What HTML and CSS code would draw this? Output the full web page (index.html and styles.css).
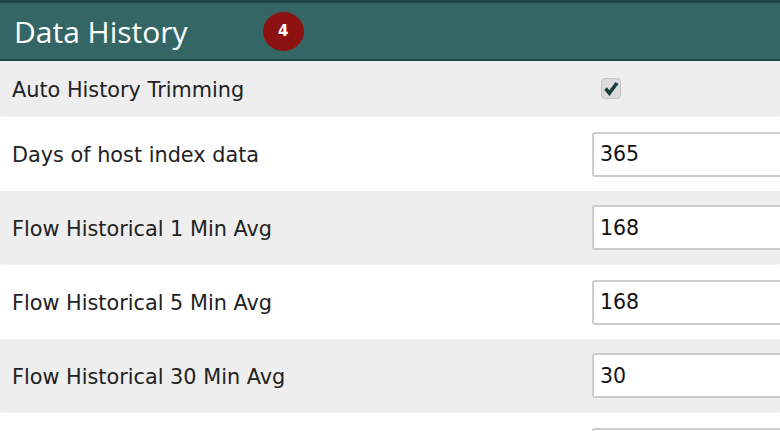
FILE: index.html
```html
<!DOCTYPE html>
<html>
<head>
<meta charset="utf-8">
<link rel="stylesheet" href="styles.css">
</head>
<body>
<div class="panel">
  <div class="panel-header">
    <h1 class="panel-title">Data History</h1>
    <span class="badge">4</span>
  </div>
  <div class="row row-alt row-first">
    <span class="label">Auto History Trimming</span>
    <span class="checkbox">
      <svg viewBox="0 0 20 20" width="20" height="20"><path d="M3 10 L7.5 15.5 L16.5 3.5" fill="none" stroke="#173f3f" stroke-width="4.2" stroke-linecap="butt" stroke-linejoin="miter"/></svg>
    </span>
  </div>
  <div class="row">
    <span class="label">Days of host index data</span>
    <span class="field">365</span>
  </div>
  <div class="row row-alt">
    <span class="label">Flow Historical 1 Min Avg</span>
    <span class="field">168</span>
  </div>
  <div class="row">
    <span class="label">Flow Historical 5 Min Avg</span>
    <span class="field">168</span>
  </div>
  <div class="row row-alt">
    <span class="label">Flow Historical 30 Min Avg</span>
    <span class="field">30</span>
  </div>
  <div class="row">
    <span class="label"></span>
    <span class="field"></span>
  </div>
</div>
</body>
</html>
```

FILE: styles.css
```css
html, body {
  margin: 0;
  padding: 0;
  overflow: hidden;
  background: #ffffff;
}
.panel {
  width: 900px;
  font-family: "DejaVu Sans", Verdana, sans-serif;
  color: #222222;
}
.panel-header {
  display: flex;
  align-items: center;
  height: 56px;
  border-top: 3px solid #1d4646;
  border-bottom: 2px solid #1d4646;
  background: #346666;
  padding-left: 14px;
}
.panel-title {
  margin: 0;
  font-family: "Open Sans", sans-serif;
  font-weight: 400;
  font-size: 30px;
  color: #ffffff;
  line-height: 1;
  position: relative;
  top: 1px;
}
.badge {
  display: flex;
  align-items: center;
  justify-content: center;
  width: 41px;
  height: 39px;
  margin-left: 75px;
  border-radius: 50%;
  background: #8c1212;
  color: #ffffff;
  font-family: "DejaVu Sans", sans-serif;
  font-weight: bold;
  font-size: 15px;
}
.row {
  display: grid;
  grid-template-columns: 580px 1fr;
  align-items: center;
  height: 74px;
  padding-left: 12px;
  box-sizing: border-box;
  font-size: 20.8px;
}
.row-alt {
  background: #eeeeee;
  border-bottom: 1px dotted #f8f8f8;
}
.row-first {
  height: 56px;
}
.label {
  white-space: nowrap;
  position: relative;
  top: 1px;
}
.checkbox {
  display: flex;
  align-items: center;
  justify-content: center;
  width: 20px;
  height: 21px;
  margin-left: 9px;
  border-radius: 4px;
  background: #dcdcdc;
  border: 1px solid #c4c4c4;
  box-sizing: border-box;
}
.checkbox svg {
  width: 17px;
  height: 17px;
}
.field {
  display: flex;
  align-items: center;
  height: 45px;
  width: 260px;
  box-sizing: border-box;
  border: 2px solid #cccccc;
  border-radius: 3px;
  background: #ffffff;
  padding-left: 6px;
  font-size: 20.5px;
  color: #111111;
}
```
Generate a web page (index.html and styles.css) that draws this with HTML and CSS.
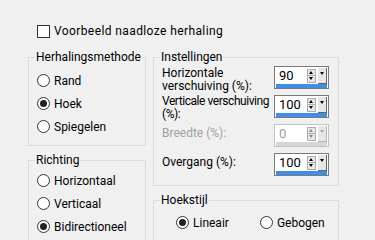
FILE: index.html
```html
<!DOCTYPE html>
<html lang="nl">
<head>
<meta charset="UTF-8">
<title>Naadloze herhaling</title>
<link rel="stylesheet" href="styles.css">
</head>
<body>

<div class="dialog">
    <label class="check"><span class="box"></span>Voorbeeld naadloze herhaling</label>

    <div class="columns">
        <div class="col col-left">
            <fieldset class="group method">
                <legend>Herhalingsmethode</legend>
                <div class="inner">
                    <div class="radio"><span class="circle"></span>Rand</div>
                    <div class="radio"><span class="circle on"></span>Hoek</div>
                    <div class="radio"><span class="circle"></span>Spiegelen</div>
                </div>
            </fieldset>

            <fieldset class="group direction">
                <legend>Richting</legend>
                <div class="inner">
                    <div class="radio"><span class="circle"></span>Horizontaal</div>
                    <div class="radio"><span class="circle"></span>Verticaal</div>
                    <div class="radio"><span class="circle on"></span>Bidirectioneel</div>
                </div>
            </fieldset>
        </div>

        <div class="col col-right">
            <fieldset class="group settings">
                <legend>Instellingen</legend>
                <div class="inner">
                    <div class="field">
                        <span class="label two">Horizontale<br>verschuiving (%):</span>
                        <div class="spin">
                            <div class="spin-row">
                                <span class="value">90</span>
                                <span class="arrows"><span class="up"></span><span class="down"></span></span>
                                <span class="drop"></span>
                            </div>
                            <div class="bar"></div>
                        </div>
                    </div>
                    <div class="field">
                        <span class="label two first-tight">Verticale verschuiving<br>(%):</span>
                        <div class="spin">
                            <div class="spin-row">
                                <span class="value">100</span>
                                <span class="arrows"><span class="up"></span><span class="down"></span></span>
                                <span class="drop"></span>
                            </div>
                            <div class="bar"></div>
                        </div>
                    </div>
                    <div class="field disabled">
                        <span class="label">Breedte (%):</span>
                        <div class="spin">
                            <div class="spin-row">
                                <span class="value">0</span>
                                <span class="arrows"><span class="up"></span><span class="down"></span></span>
                                <span class="drop"></span>
                            </div>
                            <div class="bar"></div>
                        </div>
                    </div>
                    <div class="field">
                        <span class="label">Overgang (%):</span>
                        <div class="spin">
                            <div class="spin-row">
                                <span class="value">100</span>
                                <span class="arrows"><span class="up"></span><span class="down"></span></span>
                                <span class="drop"></span>
                            </div>
                            <div class="bar"></div>
                        </div>
                    </div>
                </div>
            </fieldset>

            <fieldset class="group corner">
                <legend>Hoekstijl</legend>
                <div class="inner">
                    <div class="radio"><span class="circle on"></span>Lineair</div>
                    <div class="radio"><span class="circle"></span>Gebogen</div>
                </div>
            </fieldset>
        </div>
    </div>
</div>

</body>
</html>
```

FILE: styles.css
```css
body {
    margin: 0;
    padding: 0;
    background-color: #f0f0f0;
    font-family: Roboto, "Noto Sans", sans-serif;
    font-size: 12px;
    color: #000;
    overflow: hidden;
}

.dialog {
    padding: 23px 0 0 28px;
}

.check {
    display: flex;
    align-items: center;
    height: 16px;
    padding-left: 9px;
    line-height: 16px;
    letter-spacing: 0.4px;
}

.box {
    width: 11px;
    height: 11px;
    border: 1px solid #333;
    background-color: #fff;
    margin-right: 4px;
}

.columns {
    display: flex;
    gap: 7px;
    margin-top: 10px;
}

.col {
    display: flex;
    flex-direction: column;
}

.col-left {
    width: 118px;
    gap: 6px;
}

.col-right {
    width: 186px;
    gap: 6px;
}

.group {
    margin: 0;
    padding: 0;
    border: 1px solid #dcdcdc;
    min-width: 0;
}

.group legend {
    margin-left: 6px;
    padding: 0 1px;
    line-height: 16px;
}

.method .inner {
    padding: 4px 0 7px 8px;
}

.direction {
    height: 120px;
}

.direction .inner {
    padding: 1px 0 0 8px;
}

.radio {
    display: flex;
    align-items: center;
    height: 23px;
}

.circle {
    position: relative;
    width: 11px;
    height: 11px;
    border: 1px solid #333;
    border-radius: 50%;
    background-color: #fff;
    margin-right: 4px;
}

.circle.on::after {
    content: '';
    position: absolute;
    left: 2px;
    top: 2px;
    width: 7px;
    height: 7px;
    border-radius: 50%;
    background-color: #222;
}

.settings .inner {
    display: flex;
    flex-direction: column;
    gap: 6px;
    padding: 1px 0 9px 8px;
}

.field {
    display: flex;
    align-items: flex-start;
    justify-content: space-between;
    height: 23px;
    padding-right: 9px;
}

.label {
    line-height: 13px;
    margin-top: 3px;
    white-space: nowrap;
}

.label.two {
    margin-top: 1px;
}

.label.first-tight {
    margin-top: 0;
    letter-spacing: -0.45px;
}

.spin {
    flex: none;
    width: 53px;
    height: 21px;
    border: 1px solid #7a7a7a;
    background-color: #fff;
    display: flex;
    flex-direction: column;
}

.spin-row {
    display: flex;
    align-items: flex-start;
    height: 17px;
}

.value {
    flex: 1;
    padding-left: 4px;
    font-size: 13px;
    line-height: 17px;
}

.arrows {
    display: flex;
    flex-direction: column;
    margin-top: 2px;
    margin-right: 2px;
}

.up,
.down {
    position: relative;
    width: 7px;
    height: 5px;
    border: 1px solid #adadad;
    background-color: #e8e8e8;
}

.down {
    border-top: none;
    height: 6px;
}

.up::after,
.down::after {
    content: '';
    position: absolute;
    left: 1px;
    border-left: 2.5px solid transparent;
    border-right: 2.5px solid transparent;
}

.up::after {
    top: 1px;
    border-bottom: 3px solid #000;
}

.down::after {
    top: 1px;
    border-top: 3px solid #000;
}

.drop {
    position: relative;
    width: 8px;
    height: 15px;
    margin-top: 1px;
    margin-right: 1px;
    background-color: #e6e6e6;
    border-right: 1px solid #646464;
    border-bottom: 1px solid #646464;
}

.drop::after {
    content: '';
    position: absolute;
    left: 2px;
    top: 4px;
    border-left: 2px solid transparent;
    border-right: 2px solid transparent;
    border-top: 3px solid #000;
}

.bar {
    height: 4px;
    background-color: #3c8ee6;
    margin: 0 1px;
}

.disabled .label,
.disabled .value {
    color: #a0a0a0;
}

.disabled .spin {
    border-color: #c3c3c3;
}

.disabled .up::after,
.disabled .down::after {
    border-bottom-color: #888;
    border-top-color: #888;
}

.disabled .drop::after {
    border-top-color: #aaa;
}

.disabled .drop {
    border-color: #b5b5b5;
}

.disabled .bar {
    background-color: #d6d6d6;
}

.corner {
    height: 60px;
}

.corner .inner {
    display: flex;
    padding: 3px 0 0 22px;
    gap: 31px;
}
```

== Problem to solve ==
Copy out every line from the material above in which the word "this" appears.

== Problem solution ==
What HTML and CSS code would draw this? Output the full web page (index.html and styles.css).
Generate a web page (index.html and styles.css) that draws this with HTML and CSS.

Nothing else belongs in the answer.